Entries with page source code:

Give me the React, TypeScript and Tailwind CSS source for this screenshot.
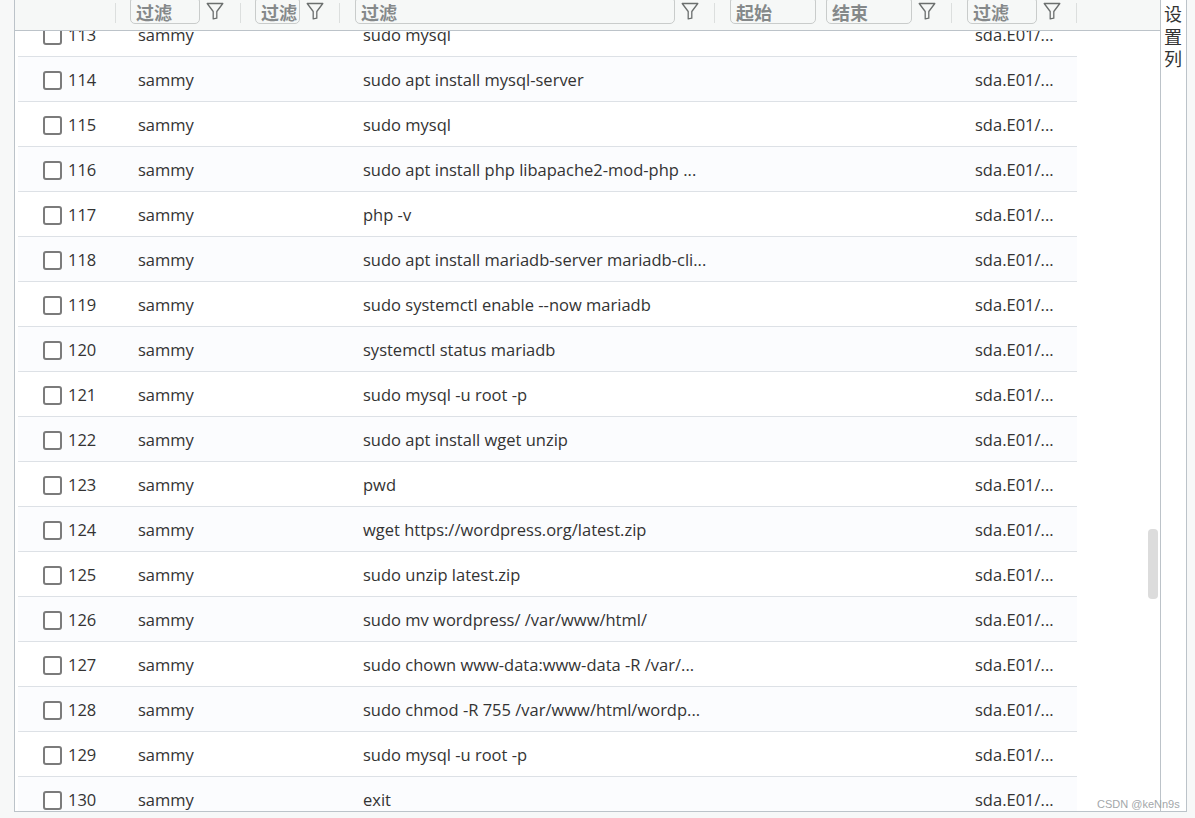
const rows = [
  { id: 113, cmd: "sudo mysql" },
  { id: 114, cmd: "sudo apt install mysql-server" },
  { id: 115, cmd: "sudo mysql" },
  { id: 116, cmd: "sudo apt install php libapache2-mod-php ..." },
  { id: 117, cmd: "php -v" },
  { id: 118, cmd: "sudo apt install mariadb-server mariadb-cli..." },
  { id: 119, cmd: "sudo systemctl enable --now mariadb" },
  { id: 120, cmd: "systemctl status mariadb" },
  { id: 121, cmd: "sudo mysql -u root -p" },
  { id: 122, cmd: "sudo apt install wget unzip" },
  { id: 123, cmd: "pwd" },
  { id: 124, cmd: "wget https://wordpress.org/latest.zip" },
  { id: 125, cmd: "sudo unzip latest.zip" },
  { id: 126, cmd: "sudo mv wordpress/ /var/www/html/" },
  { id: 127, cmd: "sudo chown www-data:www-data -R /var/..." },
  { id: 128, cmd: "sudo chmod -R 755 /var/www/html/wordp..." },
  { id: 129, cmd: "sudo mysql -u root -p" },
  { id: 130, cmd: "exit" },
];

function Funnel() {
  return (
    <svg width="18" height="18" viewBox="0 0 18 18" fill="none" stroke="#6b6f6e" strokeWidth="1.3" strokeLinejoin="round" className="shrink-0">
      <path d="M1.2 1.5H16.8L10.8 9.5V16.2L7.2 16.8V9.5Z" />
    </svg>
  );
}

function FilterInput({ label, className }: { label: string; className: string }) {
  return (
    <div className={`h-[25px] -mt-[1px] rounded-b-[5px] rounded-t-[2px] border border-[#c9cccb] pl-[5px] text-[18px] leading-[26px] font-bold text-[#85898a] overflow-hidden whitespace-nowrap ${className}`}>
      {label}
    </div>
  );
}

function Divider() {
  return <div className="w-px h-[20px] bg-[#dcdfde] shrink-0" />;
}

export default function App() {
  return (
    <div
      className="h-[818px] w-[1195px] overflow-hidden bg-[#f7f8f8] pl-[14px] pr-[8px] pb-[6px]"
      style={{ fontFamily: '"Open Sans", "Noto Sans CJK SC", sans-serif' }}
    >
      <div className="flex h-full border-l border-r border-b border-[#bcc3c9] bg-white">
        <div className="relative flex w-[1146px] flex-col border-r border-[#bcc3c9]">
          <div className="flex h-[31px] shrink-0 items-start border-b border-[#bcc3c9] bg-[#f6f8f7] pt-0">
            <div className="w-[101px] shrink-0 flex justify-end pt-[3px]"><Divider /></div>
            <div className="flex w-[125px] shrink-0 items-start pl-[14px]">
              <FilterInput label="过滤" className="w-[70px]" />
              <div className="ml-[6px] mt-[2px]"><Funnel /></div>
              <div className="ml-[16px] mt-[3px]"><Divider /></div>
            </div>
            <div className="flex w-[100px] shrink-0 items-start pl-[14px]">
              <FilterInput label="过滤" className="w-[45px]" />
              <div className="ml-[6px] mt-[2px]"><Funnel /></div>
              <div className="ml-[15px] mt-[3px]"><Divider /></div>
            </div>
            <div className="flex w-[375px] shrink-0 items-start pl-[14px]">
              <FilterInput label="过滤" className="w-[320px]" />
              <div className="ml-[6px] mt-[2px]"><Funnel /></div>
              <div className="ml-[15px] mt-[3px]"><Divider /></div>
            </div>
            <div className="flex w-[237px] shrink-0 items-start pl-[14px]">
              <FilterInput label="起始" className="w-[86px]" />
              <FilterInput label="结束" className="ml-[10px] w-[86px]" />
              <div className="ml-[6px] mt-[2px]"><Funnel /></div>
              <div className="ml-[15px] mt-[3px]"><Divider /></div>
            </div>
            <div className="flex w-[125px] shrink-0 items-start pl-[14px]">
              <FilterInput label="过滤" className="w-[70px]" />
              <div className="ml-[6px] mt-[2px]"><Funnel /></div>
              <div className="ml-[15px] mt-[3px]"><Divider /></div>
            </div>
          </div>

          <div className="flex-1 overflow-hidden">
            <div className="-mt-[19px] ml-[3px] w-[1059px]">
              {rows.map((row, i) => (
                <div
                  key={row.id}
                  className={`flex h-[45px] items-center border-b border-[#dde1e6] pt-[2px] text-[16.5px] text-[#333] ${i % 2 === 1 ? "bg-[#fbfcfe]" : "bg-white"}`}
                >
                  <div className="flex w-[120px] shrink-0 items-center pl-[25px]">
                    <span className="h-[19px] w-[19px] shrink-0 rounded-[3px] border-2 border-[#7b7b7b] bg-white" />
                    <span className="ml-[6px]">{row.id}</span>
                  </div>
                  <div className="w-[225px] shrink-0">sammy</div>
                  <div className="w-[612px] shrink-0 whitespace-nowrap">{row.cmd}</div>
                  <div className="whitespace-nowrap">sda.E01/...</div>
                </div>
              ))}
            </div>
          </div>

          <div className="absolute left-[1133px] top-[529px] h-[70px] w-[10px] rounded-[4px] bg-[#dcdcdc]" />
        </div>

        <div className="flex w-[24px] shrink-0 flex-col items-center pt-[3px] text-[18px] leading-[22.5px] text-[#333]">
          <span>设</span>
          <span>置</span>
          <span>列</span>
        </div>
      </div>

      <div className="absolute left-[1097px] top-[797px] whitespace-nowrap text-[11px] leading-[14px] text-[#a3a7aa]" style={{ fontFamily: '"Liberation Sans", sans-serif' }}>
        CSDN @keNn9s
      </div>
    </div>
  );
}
--
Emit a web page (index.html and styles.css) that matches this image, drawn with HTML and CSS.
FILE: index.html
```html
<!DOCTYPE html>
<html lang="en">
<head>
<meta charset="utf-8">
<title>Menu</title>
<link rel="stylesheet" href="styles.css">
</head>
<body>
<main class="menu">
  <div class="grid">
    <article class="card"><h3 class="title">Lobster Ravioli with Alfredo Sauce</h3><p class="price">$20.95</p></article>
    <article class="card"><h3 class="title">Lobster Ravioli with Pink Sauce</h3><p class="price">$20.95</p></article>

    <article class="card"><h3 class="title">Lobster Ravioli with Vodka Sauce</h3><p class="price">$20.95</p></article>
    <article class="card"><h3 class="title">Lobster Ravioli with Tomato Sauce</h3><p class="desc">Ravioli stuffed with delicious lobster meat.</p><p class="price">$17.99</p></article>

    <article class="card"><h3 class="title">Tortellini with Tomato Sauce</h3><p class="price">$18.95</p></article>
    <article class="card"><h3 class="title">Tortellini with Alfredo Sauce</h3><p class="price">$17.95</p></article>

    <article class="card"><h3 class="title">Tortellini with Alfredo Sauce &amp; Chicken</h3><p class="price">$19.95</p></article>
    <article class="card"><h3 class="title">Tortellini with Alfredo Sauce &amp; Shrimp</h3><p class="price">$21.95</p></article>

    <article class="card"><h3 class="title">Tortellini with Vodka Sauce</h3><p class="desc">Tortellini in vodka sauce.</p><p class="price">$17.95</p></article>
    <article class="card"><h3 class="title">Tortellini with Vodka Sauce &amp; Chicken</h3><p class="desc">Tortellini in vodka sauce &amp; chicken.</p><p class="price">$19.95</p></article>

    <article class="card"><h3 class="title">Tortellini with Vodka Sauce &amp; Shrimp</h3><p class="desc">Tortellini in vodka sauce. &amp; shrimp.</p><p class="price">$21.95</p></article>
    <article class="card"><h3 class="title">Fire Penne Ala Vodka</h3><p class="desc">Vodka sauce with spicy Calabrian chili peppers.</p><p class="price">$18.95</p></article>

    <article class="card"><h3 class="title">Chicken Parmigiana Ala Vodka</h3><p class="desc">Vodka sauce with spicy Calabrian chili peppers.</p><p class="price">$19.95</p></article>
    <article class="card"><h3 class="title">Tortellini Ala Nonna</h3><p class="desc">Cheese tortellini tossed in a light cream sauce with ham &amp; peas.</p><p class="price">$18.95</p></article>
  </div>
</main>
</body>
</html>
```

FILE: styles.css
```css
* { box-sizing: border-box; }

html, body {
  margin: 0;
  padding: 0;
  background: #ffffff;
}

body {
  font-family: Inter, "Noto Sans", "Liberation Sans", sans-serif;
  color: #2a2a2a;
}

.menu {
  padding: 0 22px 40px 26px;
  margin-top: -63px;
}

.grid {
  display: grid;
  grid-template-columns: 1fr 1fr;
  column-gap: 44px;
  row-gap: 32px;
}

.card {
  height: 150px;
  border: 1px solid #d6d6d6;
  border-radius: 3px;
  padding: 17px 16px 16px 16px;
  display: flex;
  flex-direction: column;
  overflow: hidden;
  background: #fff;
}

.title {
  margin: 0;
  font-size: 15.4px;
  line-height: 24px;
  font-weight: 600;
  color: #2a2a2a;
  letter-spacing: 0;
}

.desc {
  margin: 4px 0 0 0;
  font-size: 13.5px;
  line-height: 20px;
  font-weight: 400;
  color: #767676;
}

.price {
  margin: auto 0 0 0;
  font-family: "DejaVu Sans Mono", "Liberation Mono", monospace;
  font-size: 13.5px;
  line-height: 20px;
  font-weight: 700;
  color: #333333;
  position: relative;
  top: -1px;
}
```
* * *
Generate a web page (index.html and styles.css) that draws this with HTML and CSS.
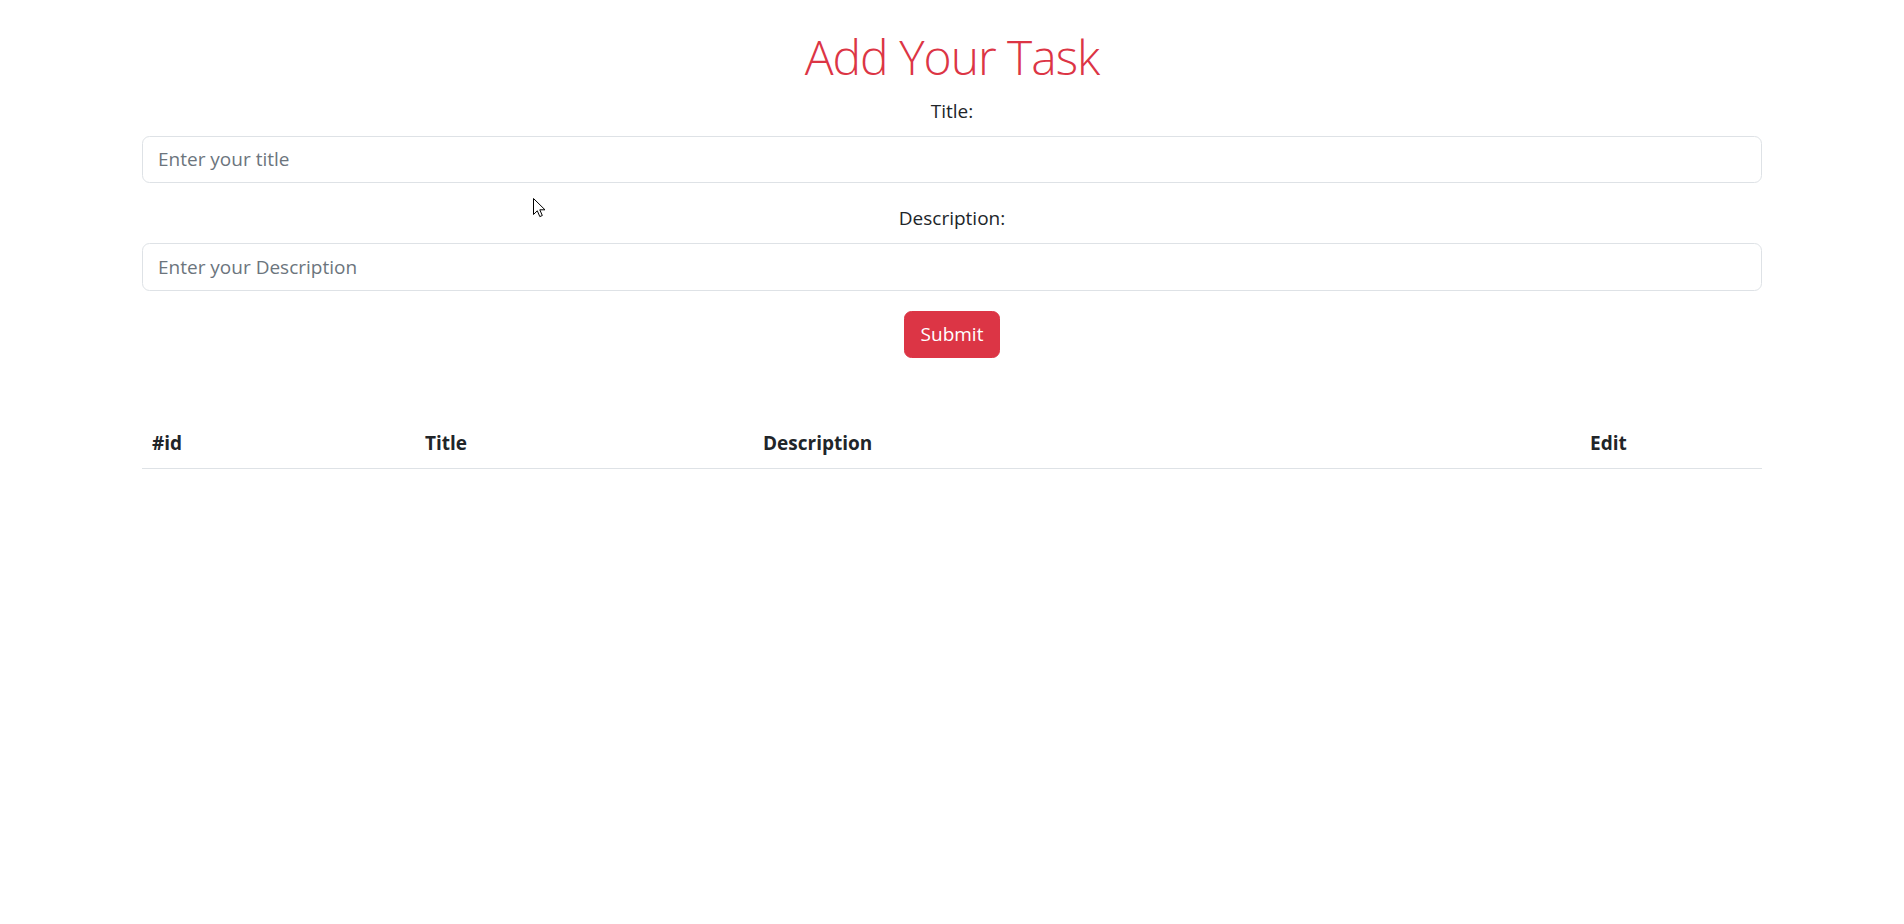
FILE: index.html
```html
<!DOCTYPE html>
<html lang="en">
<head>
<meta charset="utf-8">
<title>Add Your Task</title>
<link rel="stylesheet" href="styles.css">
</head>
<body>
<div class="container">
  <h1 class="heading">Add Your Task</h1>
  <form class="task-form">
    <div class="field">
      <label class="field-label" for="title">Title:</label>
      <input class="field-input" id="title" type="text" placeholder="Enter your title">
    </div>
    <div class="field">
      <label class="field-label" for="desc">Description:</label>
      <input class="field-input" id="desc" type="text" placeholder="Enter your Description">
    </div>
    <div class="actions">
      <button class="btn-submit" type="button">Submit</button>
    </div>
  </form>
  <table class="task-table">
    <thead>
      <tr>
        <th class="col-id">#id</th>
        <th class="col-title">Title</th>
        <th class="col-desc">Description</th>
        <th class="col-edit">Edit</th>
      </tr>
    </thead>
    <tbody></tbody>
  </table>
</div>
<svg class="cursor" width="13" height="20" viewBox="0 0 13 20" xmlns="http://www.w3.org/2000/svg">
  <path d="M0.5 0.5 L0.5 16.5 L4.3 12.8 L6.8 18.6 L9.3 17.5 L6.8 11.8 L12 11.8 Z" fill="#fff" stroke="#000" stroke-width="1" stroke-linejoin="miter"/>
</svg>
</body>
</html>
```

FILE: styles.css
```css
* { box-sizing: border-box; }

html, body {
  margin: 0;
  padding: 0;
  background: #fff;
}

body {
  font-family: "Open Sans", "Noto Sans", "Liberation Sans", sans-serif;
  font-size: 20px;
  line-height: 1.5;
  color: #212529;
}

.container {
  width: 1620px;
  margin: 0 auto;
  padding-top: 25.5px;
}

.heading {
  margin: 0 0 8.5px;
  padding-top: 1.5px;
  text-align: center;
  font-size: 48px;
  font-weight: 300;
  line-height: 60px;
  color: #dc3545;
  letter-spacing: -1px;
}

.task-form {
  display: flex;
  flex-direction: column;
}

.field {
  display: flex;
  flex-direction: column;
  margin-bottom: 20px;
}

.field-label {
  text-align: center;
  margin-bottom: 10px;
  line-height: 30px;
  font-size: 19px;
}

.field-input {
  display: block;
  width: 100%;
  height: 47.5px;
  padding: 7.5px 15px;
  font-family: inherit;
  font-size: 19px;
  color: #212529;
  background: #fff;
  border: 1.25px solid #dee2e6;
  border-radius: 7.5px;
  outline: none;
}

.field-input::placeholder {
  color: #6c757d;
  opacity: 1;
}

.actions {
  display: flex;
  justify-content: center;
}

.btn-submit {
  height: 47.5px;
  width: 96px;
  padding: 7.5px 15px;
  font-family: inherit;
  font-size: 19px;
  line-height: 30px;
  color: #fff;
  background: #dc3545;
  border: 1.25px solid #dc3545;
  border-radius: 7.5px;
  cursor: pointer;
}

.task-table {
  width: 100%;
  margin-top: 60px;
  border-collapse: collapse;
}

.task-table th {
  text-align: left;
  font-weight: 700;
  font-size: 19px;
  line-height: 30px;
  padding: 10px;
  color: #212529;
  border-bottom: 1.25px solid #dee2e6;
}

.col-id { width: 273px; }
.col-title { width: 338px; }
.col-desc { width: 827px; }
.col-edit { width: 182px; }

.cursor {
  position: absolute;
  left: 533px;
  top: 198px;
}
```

PROBLEM REQUIREMENTS:
Gather up, from the records above, each line where the word "this" appears.

SOLVED EXERCISE:
Give me the React, TypeScript and Tailwind CSS source for this screenshot.
Emit a web page (index.html and styles.css) that matches this image, drawn with HTML and CSS.
Generate a web page (index.html and styles.css) that draws this with HTML and CSS.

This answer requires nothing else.